My Meccano History - Sam Medworth
I was recently delighted to discover my Membership Certificate for the Meccano Guild in an archive in my loft - dated 2nd October 1962! You can read more about the Meccano Guild on the Centenary of the Meccano Guild 1919-2019 page.
I was then 6 years old, and had been introduced to Meccano by my Dad 3 years earlier when he used to build me simple models from his childhood nickel set 2. I was very pleased to receive a set 0 in light red and green for my 4th birthday, to which I added sets 0a and 1a using my pocket money. In those days you could build up to a set 10 in instalments by buying these add on sets.
My Dad was a woodwork and metalwork teacher, and his pupils occasionally used to bring him odd Meccano parts, sometimes rescued from dustbins by their dustman fathers! The trouble with this collection was that there were none of the "interesting" parts in brass that make more complicated mechanisms possible. However, this box accompanied me when we lived in temporary accommodation for 9 months; this kept me from going mad with boredom as a ten year old!
In later teens my interests veered towards geology and then biology, in preparation for a career in Medicine. I was parted from my Meccano during my studies, getting married and early parenthood, though it was carefully stored. However my wife re-kindled my interest when she spotted an advert for some second-hand Meccano in our local post office (sadly long closed).
This had a number of the parts I had been short of, so was instantly purchased. I remember making a model of Bertha, the factory machine that featured in a children's programme in the 1980s, for my young son.
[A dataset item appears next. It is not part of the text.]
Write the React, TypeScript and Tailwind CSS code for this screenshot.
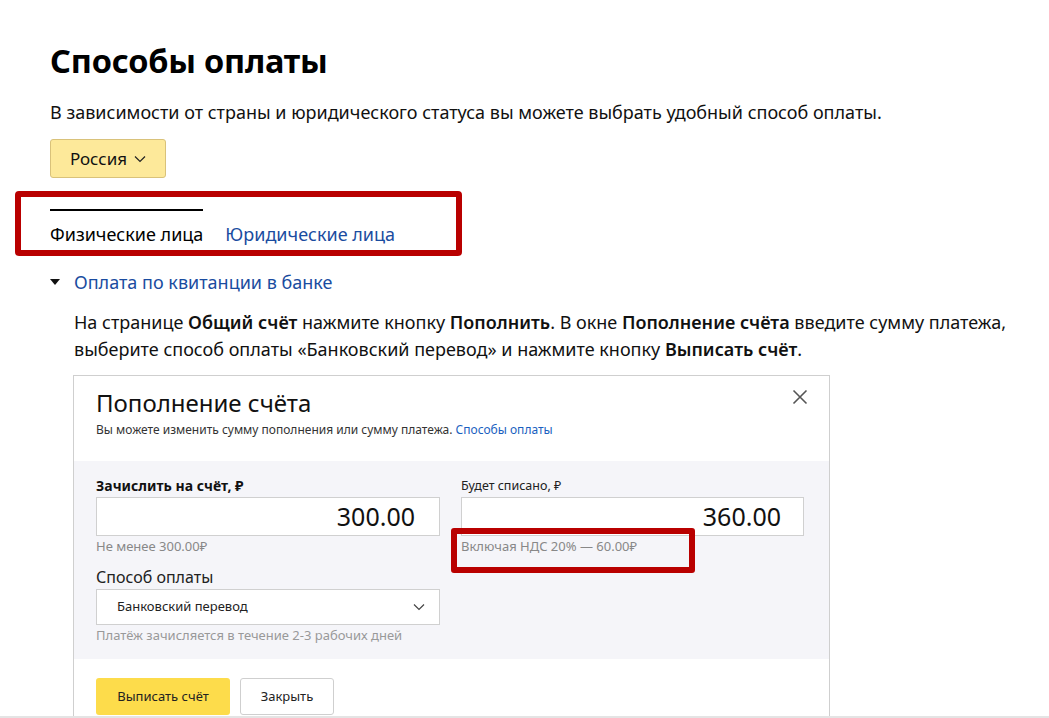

Around that time also, I heard of the annual exhibition of the SWMC in Long Ashton organised by Malcolm Hanson. In those days this was large enough to attract dealers, so my collection was extended further e.g. with a Ball Bearing (complete).
I was delighted to discover that there were adult enthusiasts who met regularly and exchanged ideas and parts, and have been a member ever since the early 1990s.
My son was into computing, and in his teens took on the project of creating our first website in 1999. This ran until BT withdrew their web hosting in 2010. Steve and Dianne Briancourt have painstakingly transferred much of the material to this site.
I am personally proud of introducing the Scrapheap Challenge competition to the club, including building the trophy! I have tended to want to push Meccano beyond the standard "engineering" models such as cranes and cars, as can be seen in some of the pictures on this site. The article on DNA is one such. I have plenty more ideas - watch this space!